Thermal conduction behavior and prediction model of scrap tire rubber-sand mixtures

Abstract

Increasing stockpile of scrap rubber tires imposes a serious threat to the safety of surrounding ecological environment. Rubber particle of excellent thermal insulating properties with comparison of granular soils makes it an ideal candidate for developing sustainable construction materials. While thermal conduction behaviors of rubber-sand mixtures have not been clearly revealed. Several series of thermal probe tests were conducted on scrap rubber tire-sand mixtures with varied rubber contents, moisture contents, and dry densities. A predictive model was proposed by resorting to the artificial neural network technology to capture the thermal conductivity data. The results showed that an obvious decrease in thermal conductivity is taken after the addition of rubber, and the decreasing rate is related to moisture content of mixtures. The presence of pore water is beneficial to the improvement of thermal conductivity. The critical moisture content of investigated rubber-sand mixtures is approximately 8 %, further increase in moisture content leads to a faint increment of thermal conductivity.

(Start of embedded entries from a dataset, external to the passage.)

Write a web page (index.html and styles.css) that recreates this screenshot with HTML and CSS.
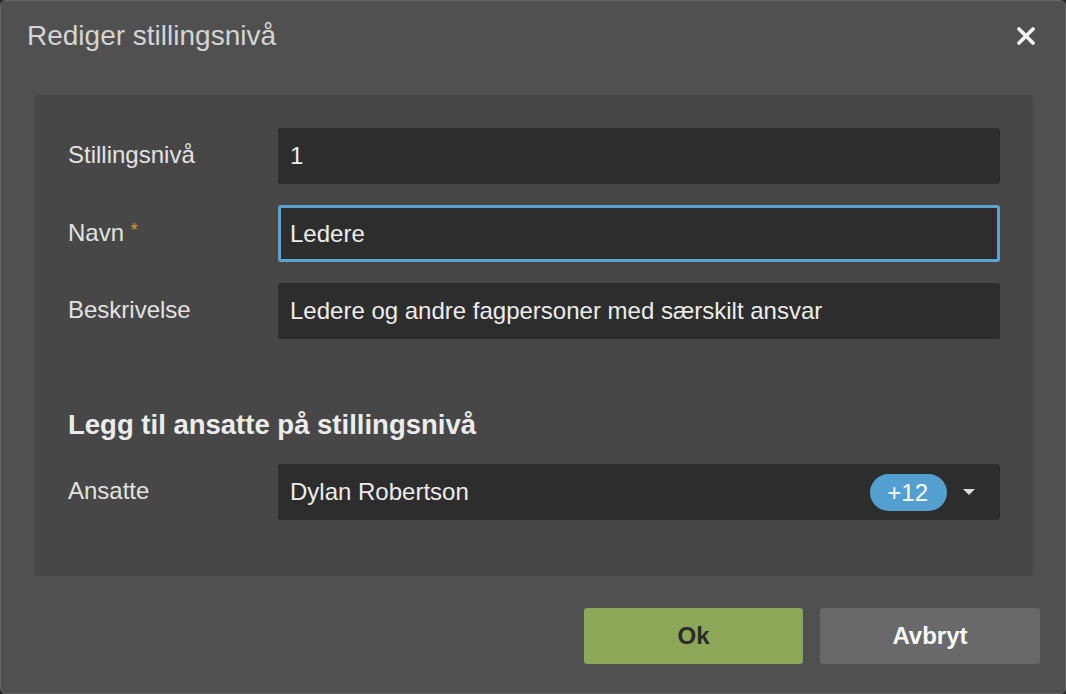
FILE: index.html
```html
<!DOCTYPE html>
<html lang="nb">
<head>
    <meta charset="UTF-8">
    <title>Rediger stillingsnivå</title>
    <link rel="stylesheet" href="styles.css">
</head>
<body>
    <div class="dialog">
        <div class="dialog-header">
            <h1>Rediger stillingsnivå</h1>
            <button class="close-btn" aria-label="Lukk">
                <svg viewBox="0 0 22 22" width="22" height="22">
                    <path d="M4 4 L18 18 M18 4 L4 18" stroke="#f2f2f2" stroke-width="3.8" stroke-linecap="round"></path>
                </svg>
            </button>
        </div>

        <div class="panel">
            <div class="form-row">
                <label>Stillingsnivå</label>
                <div class="field">1</div>
            </div>
            <div class="form-row">
                <label>Navn <span class="required">*</span></label>
                <div class="field focused">Ledere</div>
            </div>
            <div class="form-row">
                <label>Beskrivelse</label>
                <div class="field">Ledere og andre fagpersoner med særskilt ansvar</div>
            </div>

            <h2>Legg til ansatte på stillingsnivå</h2>

            <div class="form-row">
                <label>Ansatte</label>
                <div class="field select">
                    <span class="select-value">Dylan Robertson</span>
                    <span class="badge">+12</span>
                    <span class="caret"></span>
                </div>
            </div>
        </div>

        <div class="dialog-footer">
            <button class="btn btn-ok">Ok</button>
            <button class="btn btn-cancel">Avbryt</button>
        </div>
    </div>
</body>
</html>
```

FILE: styles.css
```css
* {
    margin: 0;
    padding: 0;
    box-sizing: border-box;
}

body {
    font-family: "Liberation Sans", Arial, sans-serif;
    background-color: #2b2b2b;
    color: #e6e6e6;
    height: 100vh;
    overflow: hidden;
}

.dialog {
    height: 694px;
    background: #505050;
    border: 1px solid #666;
    border-radius: 6px;
    display: flex;
    flex-direction: column;
}

/* Header */
.dialog-header {
    display: flex;
    align-items: center;
    justify-content: space-between;
    height: 72px;
    padding: 0 28px 0 26px;
}

h1 {
    font-size: 28px;
    font-weight: normal;
    color: #d4d4d4;
    margin-top: -2px;
}

.close-btn {
    background: none;
    border: none;
    cursor: pointer;
    display: flex;
    margin-top: -2px;
}

/* Form panel */
.panel {
    margin: 22px 32px 0 33px;
    background: #474747;
    border-radius: 3px;
    padding: 33px 33px 56px 34px;
}

.form-row {
    display: flex;
    align-items: center;
    margin-bottom: 21px;
}

.form-row:last-child {
    margin-bottom: 0;
}

.form-row label {
    width: 210px;
    font-size: 24px;
    color: #e2e2e2;
    margin-top: -2px;
}

.required {
    color: #e0963a;
    font-size: 18px;
    vertical-align: 5px;
}

.field {
    flex: 1;
    height: 56px;
    background: #2d2d2d;
    border-radius: 3px;
    padding: 0 12px;
    display: flex;
    align-items: center;
    font-size: 24px;
    color: #ececec;
}

.field.focused {
    height: 57px;
    border: 3px solid #5aa2cf;
    padding: 0 9px;
}

h2 {
    font-size: 27.5px;
    font-weight: bold;
    color: #ececec;
    margin: 70px 0 23px;
}

.select-value {
    flex: 1;
}

.badge {
    background: #539fcf;
    color: #fff;
    border-radius: 19px;
    padding: 0 19px 0 17px;
    height: 37px;
    line-height: 37px;
    font-size: 24px;
    margin-right: 16px;
}

.caret {
    width: 0;
    height: 0;
    border-left: 6px solid transparent;
    border-right: 6px solid transparent;
    border-top: 6px solid #dcdcdc;
    margin-right: 13px;
}

/* Footer */
.dialog-footer {
    display: flex;
    justify-content: flex-end;
    gap: 17px;
    padding: 32px 25px 0 0;
}

.btn {
    width: 220px;
    height: 56px;
    border: none;
    border-radius: 3px;
    font-family: "Liberation Sans", Arial, sans-serif;
    font-size: 24px;
    font-weight: bold;
    cursor: pointer;
}

.btn-ok {
    background: #8ba757;
    color: #2a2a2a;
    width: 219px;
}

.btn-cancel {
    background: #696969;
    color: #fafafa;
}
```
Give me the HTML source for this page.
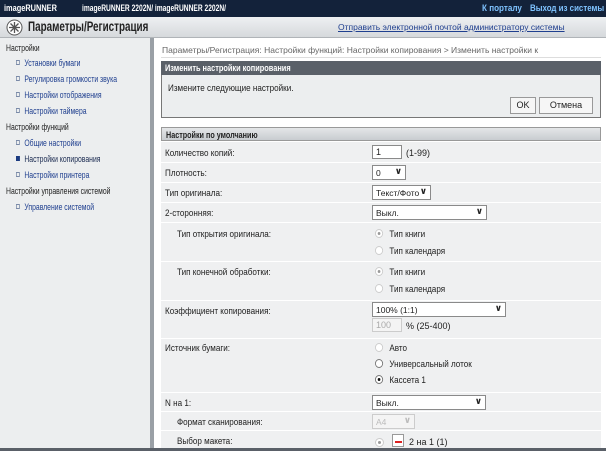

Rubber-sand mixtures of high dry density have good particle contact behaviors, exhibiting a high thermal conductivity value. The influences of rubber content, moisture content, and dry density on thermal conductivity are intertwined together that should be comprehensively analyzed. The developed model exhibits satisfactory accuracy for thermal conductivity prediction, as reflected by correlation coefficient higher than 85 % and relative error being controlled under 10 %. Additional study is recommended to evaluate the thermo-mechanical behaviors and durability of rubber-soil mixtures. The outcomes of this study provide one of available answers for reusing scrap rubber tire in engineering fields.